印牧歴史と設計の新しいコラボレーションの方向性が見えてきましたね。

会場質問今の現代の建築がどんどん発散し一つのナラティブで語れないというお話があったと思いますが、それは今同世代で生きているから、そう発散しているように見えるだけで、100年後などから見た時には、これも一つのナラティブとして語れるのでしょうか。それとも19世紀やそれぐらいまでにおこっていた大きなうねりのようなものは、現在にはないというように感じていらっしゃるのか。歴史をずっとやられている方から見て、今の現代の建築をどう考えていますか?

加藤正直言うと、それが見えない時代だと思います。下手したら、100年後から見た時には、この時代には面白いものは特に何もありませんでしたねと、すっ飛ばされてしまう時代になってしまうかもしれないという危機感があります。いろいろな方向のいろいろな理論というのは、それぞれの見地からみんなもがいていて、いろいろなことを勉強して、いろいろな方向性を出しているんですけれども、やはり今の時代だからこそ出てくる大きな理論みたいなものがおそらく共有できていないし、見えていないんですよね。見えていないからこそ、そういう状況になってしまっている気がして、その中でやはりこっちの方向ではないかというものを見つけることが重要だと思います。その大きな流れの中で、個性を出していく方向というのは、あるべきだと思うんですけれども、それ自体が見えないというのが今の危機の状況かなという気がしますね。
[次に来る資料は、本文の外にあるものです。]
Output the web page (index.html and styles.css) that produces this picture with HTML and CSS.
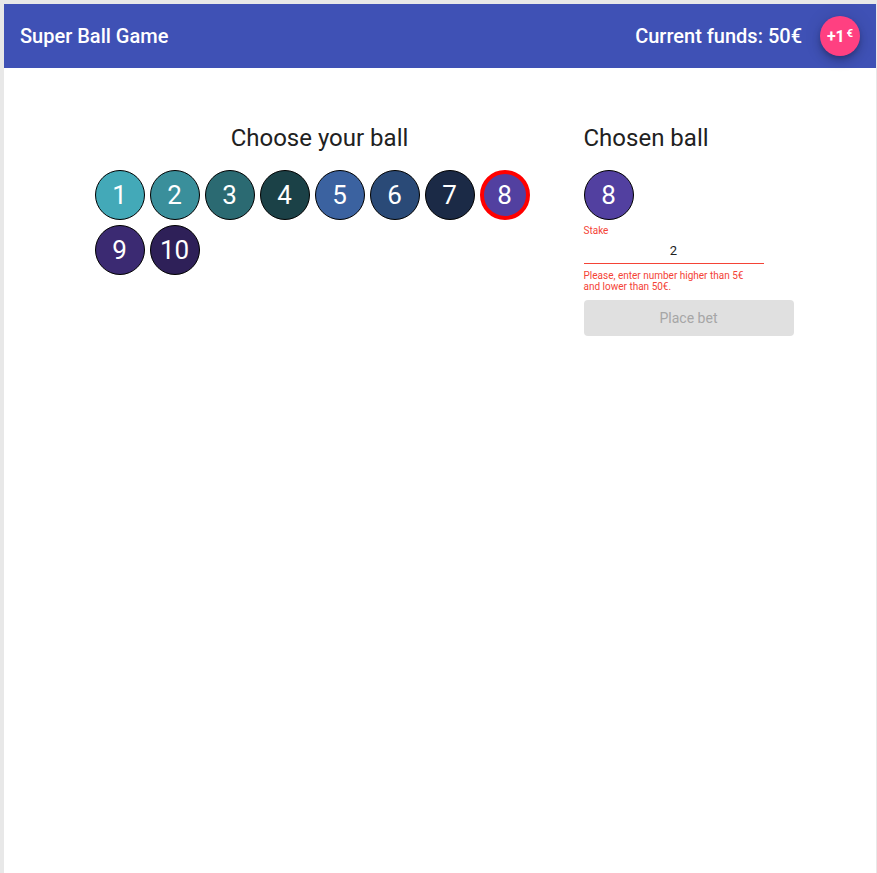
FILE: index.html
```html
<!DOCTYPE html>
<html>
<head>
<meta charset="utf-8">
<title>Super Ball Game</title>
<link rel="stylesheet" href="styles.css">
</head>
<body>
<div class="app">
  <header class="toolbar">
    <span class="brand">Super Ball Game</span>
    <span class="spacer"></span>
    <span class="funds">Current funds: 50€</span>
    <button class="fab">+1<span class="cur">€</span></button>
  </header>
  <main class="content">
    <section class="picker">
      <h2 class="title">Choose your ball</h2>
      <div class="balls">
        <div class="ball b1">1</div>
        <div class="ball b2">2</div>
        <div class="ball b3">3</div>
        <div class="ball b4">4</div>
        <div class="ball b5">5</div>
        <div class="ball b6">6</div>
        <div class="ball b7">7</div>
        <div class="ball b8 selected">8</div>
        <div class="ball b9">9</div>
        <div class="ball b10">10</div>
      </div>
    </section>
    <section class="chosen">
      <h2 class="title">Chosen ball</h2>
      <div class="ball b8">8</div>
      <label class="stake-label">Stake</label>
      <div class="field">
        <input class="stake" type="text" value="2">
      </div>
      <div class="error">Please, enter number higher than 5€<br>and lower than 50€.</div>
      <button class="place" disabled>Place bet</button>
    </section>
  </main>
</div>
</body>
</html>
```
FILE: styles.css
```css
html {
  background: #e8e8e8;
}
body {
  margin: 4px 1px 0 4px;
  background: #ffffff;
  min-height: 869px;
  font-family: Roboto, "Liberation Sans", sans-serif;
  color: #212121;
}
.toolbar {
  height: 64px;
  background: #3f51b5;
  color: #ffffff;
  display: flex;
  align-items: center;
  padding: 0 16px;
}
.brand {
  font-size: 20px;
  font-weight: 500;
}
.spacer {
  flex: 1;
}
.funds {
  font-size: 20px;
  font-weight: 500;
  margin-right: 18px;
}
.fab {
  width: 40px;
  height: 40px;
  border-radius: 50%;
  border: none;
  background: #ff4081;
  color: #ffffff;
  font-family: Roboto, "Liberation Sans", sans-serif;
  font-size: 16px;
  font-weight: 700;
  padding: 0;
  display: flex;
  align-items: center;
  justify-content: center;
  box-shadow: 0 3px 5px -1px rgba(0,0,0,.2), 0 6px 10px 0 rgba(0,0,0,.14), 0 1px 18px 0 rgba(0,0,0,.12);
}
.cur {
  font-size: 11px;
  margin-left: 2px;
  position: relative;
  top: -3px;
}
.content {
  display: flex;
  justify-content: center;
  gap: 39px;
  padding: 56px 0 0 8px;
}
.picker {
  width: 450px;
}
.chosen {
  width: 210px;
}
.title {
  margin: 0 0 18px;
  font-size: 24px;
  font-weight: 400;
  line-height: 28px;
  color: #212121;
}
.picker .title {
  text-align: center;
}
.balls {
  display: flex;
  flex-wrap: wrap;
  gap: 5px;
}
.ball {
  box-sizing: border-box;
  width: 50px;
  height: 50px;
  border-radius: 50%;
  border: 1px solid #000000;
  color: #ffffff;
  font-size: 26px;
  display: flex;
  align-items: center;
  justify-content: center;
}
.ball.selected {
  border: 4px solid #ff0000;
}
.b1 { background: #43a9b8; }
.b2 { background: #3a8f9b; }
.b3 { background: #2b6a72; }
.b4 { background: #1b4147; }
.b5 { background: #3b62a0; }
.b6 { background: #2a4a77; }
.b7 { background: #1b2a46; }
.b8 { background: #5240a0; }
.b9 { background: #3b2a72; }
.b10 { background: #2e2058; }
.stake-label {
  display: block;
  margin-top: 5px;
  font-size: 10px;
  line-height: 12px;
  color: #f44336;
}
.field {
  width: 180px;
  border-bottom: 1px solid #f44336;
  padding: 3px 0 4px;
}
.stake {
  width: 100%;
  border: none;
  outline: none;
  padding: 0;
  background: transparent;
  text-align: center;
  font-family: Roboto, "Liberation Sans", sans-serif;
  font-size: 13px;
  line-height: 16px;
  color: #212121;
}
.error {
  margin-top: 6px;
  font-size: 10px;
  line-height: 11px;
  color: #f44336;
}
.place {
  margin-top: 8px;
  width: 210px;
  height: 36px;
  border: none;
  border-radius: 4px;
  background: #e0e0e0;
  color: #a6a6a6;
  font-family: Roboto, "Liberation Sans", sans-serif;
  font-size: 14px;
}
```
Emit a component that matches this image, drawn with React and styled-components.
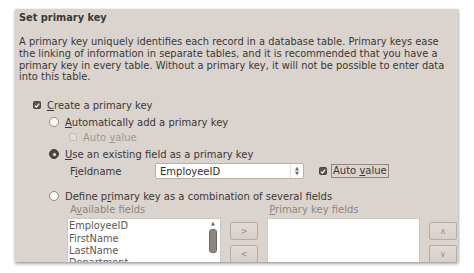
import React from "react";
import styled, { createGlobalStyle } from "styled-components";

const GlobalStyle = createGlobalStyle`
  body {
    margin: 0;
    background: #ffffff;
    font-family: "DejaVu Sans", "Liberation Sans", sans-serif;
  }
`;

const Page = styled.div`
  width: 474px;
  height: 273px;
  padding: 9px 0 0 15px;
  box-sizing: border-box;
`;

const Panel = styled.div`
  width: 443px;
  height: 253px;
  background: #dbd4ce;
  box-shadow: 0 2px 3px rgba(0, 0, 0, 0.35), 1px 0 2px rgba(0, 0, 0, 0.12);
  overflow: hidden;
  padding: 2px 0 0 4px;
  box-sizing: border-box;
  color: #3a3735;
  font-size: 10px;
`;

const Title = styled.div`
  font-weight: bold;
  font-size: 9.8px;
  line-height: 14px;
`;

const Intro = styled.p`
  margin: 11px 0 0 0;
  line-height: 11.8px;
  font-size: 9.9px;
  white-space: nowrap;
`;

const Options = styled.div`
  display: flex;
  flex-direction: column;
  margin-top: 15px;
`;

const Row = styled.div`
  display: flex;
  align-items: center;
  gap: 6px;
  height: 14px;
  margin-left: ${(p) => p.$indent || 0}px;
  margin-top: ${(p) => p.$top || 0}px;
  color: ${(p) => (p.$disabled ? "#9d9791" : "inherit")};
`;

const Box = styled.span`
  width: 8px;
  height: 8px;
  border-radius: 1.5px;
  box-sizing: border-box;
  display: inline-flex;
  align-items: center;
  justify-content: center;
  flex-shrink: 0;
  background: ${(p) => (p.$checked ? "#5b5451" : p.$disabled ? "#e2ddd8" : "#fbfaf9")};
  border: 1px solid ${(p) => (p.$checked ? "#4a4441" : p.$disabled ? "#bfb8b2" : "#8f8782")};
`;

const Radio = styled.span`
  width: 10px;
  height: 10px;
  border-radius: 50%;
  box-sizing: border-box;
  flex-shrink: 0;
  display: inline-flex;
  align-items: center;
  justify-content: center;
  background: ${(p) => (p.$checked ? "#4f4946" : "#fdfcfb")};
  border: 1px solid ${(p) => (p.$checked ? "#3f3a37" : "#8f8782")};
  &::after {
    content: "";
    width: 3px;
    height: 3px;
    border-radius: 50%;
    background: ${(p) => (p.$checked ? "#f4f1ee" : "transparent")};
  }
`;

const Check = () => (
  <svg width="7" height="7" viewBox="0 0 7 7">
    <path d="M1 3.6 L2.8 5.3 L6 1.4" stroke="#fff" strokeWidth="1.4" fill="none" />
  </svg>
);

const Key = styled.span`
  text-decoration: underline;
  text-underline-offset: 1px;
`;

const FieldRow = styled.div`
  display: flex;
  align-items: center;
  height: 16px;
  margin: 2px 0 0 48px;
`;

const FieldLabel = styled.span`
  width: 88px;
  padding-left: 3px;
  box-sizing: border-box;
`;

const Select = styled.div`
  width: 149px;
  height: 16px;
  box-sizing: border-box;
  background: #ffffff;
  border: 1px solid #b7afa8;
  border-radius: 2px;
  display: flex;
  align-items: center;
  padding-left: 4px;
  font-size: 10px;
  color: #2f2c2a;
`;

const SelectText = styled.span`
  flex: 1;
`;

const Spin = styled.span`
  width: 12px;
  height: 14px;
  border-left: 1px solid #e3ded9;
  display: flex;
  flex-direction: column;
  align-items: center;
  justify-content: center;
  font-size: 5px;
  line-height: 5px;
  color: #6d6662;
`;

const AutoCheck = styled.div`
  display: flex;
  align-items: center;
  gap: 4px;
  margin-left: 15px;
`;

const Focus = styled.span`
  border: 1px solid #8e8782;
  padding: 0 1px;
  line-height: 12px;
`;

const SubLabel = styled.span`
  color: #8d8781;
  margin-left: ${(p) => p.$left}px;
`;

const LabelRow = styled.div`
  display: flex;
  height: 12px;
  align-items: center;
  margin-left: 51px;
`;

const Picker = styled.div`
  display: grid;
  grid-template-columns: 154px 28px 153px 28px;
  column-gap: 9px;
  margin: 3px 0 0 48px;
`;

const List = styled.div`
  height: 60px;
  background: #ffffff;
  border: 1px solid #cfc8c2;
  box-sizing: border-box;
  display: flex;
`;

const Items = styled.div`
  flex: 1;
  padding: 1px 0 0 1px;
  font-size: 9.8px;
  line-height: 12.4px;
  color: #5c5753;
`;

const Scroll = styled.div`
  width: 12px;
  margin: 1px 1px 0 0;
  display: flex;
  flex-direction: column;
  align-items: center;
  font-size: 5px;
  color: #6d6662;
  gap: 3px;
`;

const Thumb = styled.div`
  width: 6px;
  height: 22px;
  border-radius: 3px;
  background: #8c8580;
  border: 1px solid #6f6965;
`;

const Buttons = styled.div`
  display: flex;
  flex-direction: column;
  gap: 5px;
  padding-top: 4px;
`;

const Btn = styled.div`
  height: 18px;
  box-sizing: border-box;
  border: 1px solid #b4aca5;
  border-radius: 2px;
  background: linear-gradient(#e1dbd6, #d6cfc9);
  display: flex;
  align-items: center;
  justify-content: center;
  font-size: 8px;
  color: #918a85;
`;

export default function App() {
  return (
    <>
      <GlobalStyle />
      <Page>
        <Panel>
          <Title>Set primary key</Title>
          <Intro>
            A primary key uniquely identifies each record in a database table. Primary keys ease
            <br />
            the linking of information in separate tables, and it is recommended that you have a
            <br />
            primary key in every table. Without a primary key, it will not be possible to enter data
            <br />
            into this table.
          </Intro>
          <Options>
            <Row $indent={14}>
              <Box $checked><Check /></Box>
              <span><Key>C</Key>reate a primary key</span>
            </Row>
            <Row $indent={30} $top={3}>
              <Radio />
              <span><Key>A</Key>utomatically add a primary key</span>
            </Row>
            <Row $indent={50} $top={1} $disabled>
              <Box $disabled />
              <span>Auto <Key>v</Key>alue</span>
            </Row>
            <Row $indent={30} $top={3}>
              <Radio $checked />
              <span><Key>U</Key>se an existing field as a primary key</span>
            </Row>
            <FieldRow>
              <FieldLabel>F<Key>i</Key>eldname</FieldLabel>
              <Select>
                <SelectText>EmployeeID</SelectText>
                <Spin><span>▲</span><span>▼</span></Spin>
              </Select>
              <AutoCheck>
                <Box $checked><Check /></Box>
                <Focus>Auto <Key>v</Key>alue</Focus>
              </AutoCheck>
            </FieldRow>
            <Row $indent={30} $top={10}>
              <Radio />
              <span>Define p<Key>r</Key>imary key as a combination of several fields</span>
            </Row>
            <LabelRow>
              <SubLabel $left={0}>A<Key>v</Key>ailable fields</SubLabel>
              <SubLabel $left={124}><Key>P</Key>rimary key fields</SubLabel>
            </LabelRow>
            <Picker>
              <List>
                <Items>
                  <div>EmployeeID</div>
                  <div>FirstName</div>
                  <div>LastName</div>
                  <div>Department</div>
                </Items>
                <Scroll>
                  <span>▲</span>
                  <Thumb />
                </Scroll>
              </List>
              <Buttons>
                <Btn>&gt;</Btn>
                <Btn>&lt;</Btn>
              </Buttons>
              <List />
              <Buttons>
                <Btn>∧</Btn>
                <Btn>∨</Btn>
              </Buttons>
            </Picker>
          </Options>
        </Panel>
      </Page>
    </>
  );
}
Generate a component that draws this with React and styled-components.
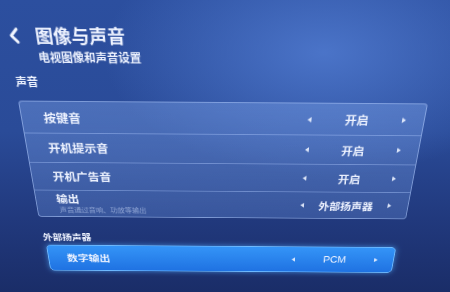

川添理論がないと歴史にならないんでしょうか? 例えば、すごくかっこいい建築が一個できました、ただそれはポツンとできて、前にも後にも残っていません、なんでそれができたのかもよくわからないっていうような場合、それは建築史ではないんでしょうか?

加藤いや、それも建築史だと思います。ただ、語るのが難しいんです。ページの中に、こんなのありましたと写真は載せたいですし、クレジットは載せたいんですけれども、ただそういう建築を語るのはすごく難しいです。歴史の中でもたまにそういう建築があると思います。

川添『近代建築理論全史1673-1968』には、建物の写真がほとんど出てきませんし建築もあまり出てきません。「誰がどこに行って何をしました」というような事がずっと300年間書いてありますが、これは建築史の本なのでしょうか?それとも人物伝なのでしょうか?

加藤それが理論史ということなんじゃないでしょうか。各章の冒頭1パラグラフか2パラグラフぐらいで、この時期の社会状況みたいなことを簡単にダイジェストされていて、その中で建築家たちがどこ行って誰に会ったというような話が始まるので、やはりその時代のその社会状況の中で、建築が何を考えてどう動いたという、そういうことなのだと思います。

川添常にある時間軸の中での位置づけを考えて語れるからこそ、それが理論であるという。確かにそうかもしれませんね。

印牧でも、理論史の書き方がこれだけかというと、別の書き方もありそうな気はしますね。

加藤では数年後を目標に頑張ろうと思います。

川添新しい建築理論のゆくえ、とても楽しみです。